Une partie du défi à venir est d’établir des objectifs (assortis de résultats escomptés) qui pourraient être acceptés, et qui le seraient en fait, par tous les intervenants, et de faire en sorte que des données soient facilement disponibles ou élaborées pour appuyer la mesure et la réalisation de ces objectifs (et résultats escomptés) ainsi que pour maintenir l’engagement des intervenants.

Comme cela se voit souvent dans des cas comme celui-ci, on soulève la question des planchers et des plafonds. Le quota est-il le plafond, c’est-à-dire le maximum auquel on doit s’attendre et à l’atteinte duquel on n’emploie que les moyens strictement nécessaires? Ou est-il un plancher, c’est-à-dire un minimum, autour duquel les parties intéressées se rallient avec la compréhension que le dépassement des seuils des quotas profiterait aux intervenants déterminés sans désavantager personne.

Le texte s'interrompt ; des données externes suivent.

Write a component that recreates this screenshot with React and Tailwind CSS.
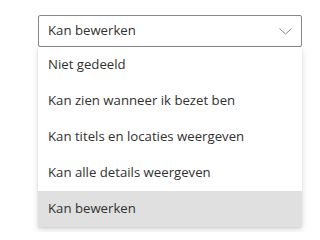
const OPTIONS = [
  'Niet gedeeld',
  'Kan zien wanneer ik bezet ben',
  'Kan titels en locaties weergeven',
  'Kan alle details weergeven',
  'Kan bewerken',
];

export default function App() {
  const selected = 'Kan bewerken';
  return (
    <div className="w-[306px] h-[232px] bg-white pl-[38px] pt-[15px] font-['Open_Sans','Noto_Sans',sans-serif] text-[#323130]">
      <div className="relative w-[264px]">
        {/* combobox */}
        <div className="h-[32px] flex items-center justify-between border border-[#8a8886] rounded-[2px] pl-[9px] pr-[8px]">
          <span className="text-[13.2px] leading-none">{selected}</span>
          <svg width="13" height="7" viewBox="0 0 13 7" fill="none" className="mr-[1px]">
            <path d="M0.5 0.5 L6.5 6 L12.5 0.5" stroke="#8a8886" strokeWidth="1" />
          </svg>
        </div>
        {/* listbox */}
        <ul className="absolute left-0 top-[32px] w-[264px] bg-white shadow-[0_3px_7px_rgba(0,0,0,0.13),0_0.6px_2px_rgba(0,0,0,0.1)]">
          {OPTIONS.map((opt) => (
            <li
              key={opt}
              className={`h-[36px] flex items-center pl-[10px] text-[13.2px] ${
                opt === selected ? 'bg-[#e0e0e0]' : ''
              }`}
            >
              {opt}
            </li>
          ))}
        </ul>
      </div>
    </div>
  );
}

Les questions de l’évitement, de la conformité et, dans certains cas, de la détermination à savoir si une œuvre musicale ou un artiste se qualifie ou non, créent peut-être des conflits naturels et exigent un consensus.

Défi

Devant cette réalité et devant cette liberté de trouver la musique que l’on veut, au moment où on le veut et de la façon dont on le veut, le défi pour la radio terrestre, qui consiste à continuer d’être pertinente pour les auditoires de musique, est énorme.

La façon d’équilibrer cette dynamique avec les règlements concernant ce qui est diffusé, et de quelle façon, est et continuera d’être un défi important pour les diffuseurs et les organismes de réglementation.

Les artistes, les créateurs, l’industrie de la musique et l’industrie de la diffusion ont besoin l’un de l’autre.

En réunissant les parties et par l’entremise d’une discussion avec elles, ainsi que de leur participation et de leur engagement, et en trouvant des solutions créatives et significatives, les organismes de réglementation et les décideurs peuvent accomplir beaucoup pour promouvoir et améliorer, de la meilleure façon possible, la musique locale et pour l’amener à trouver sa place à l’échelle nationale et internationale.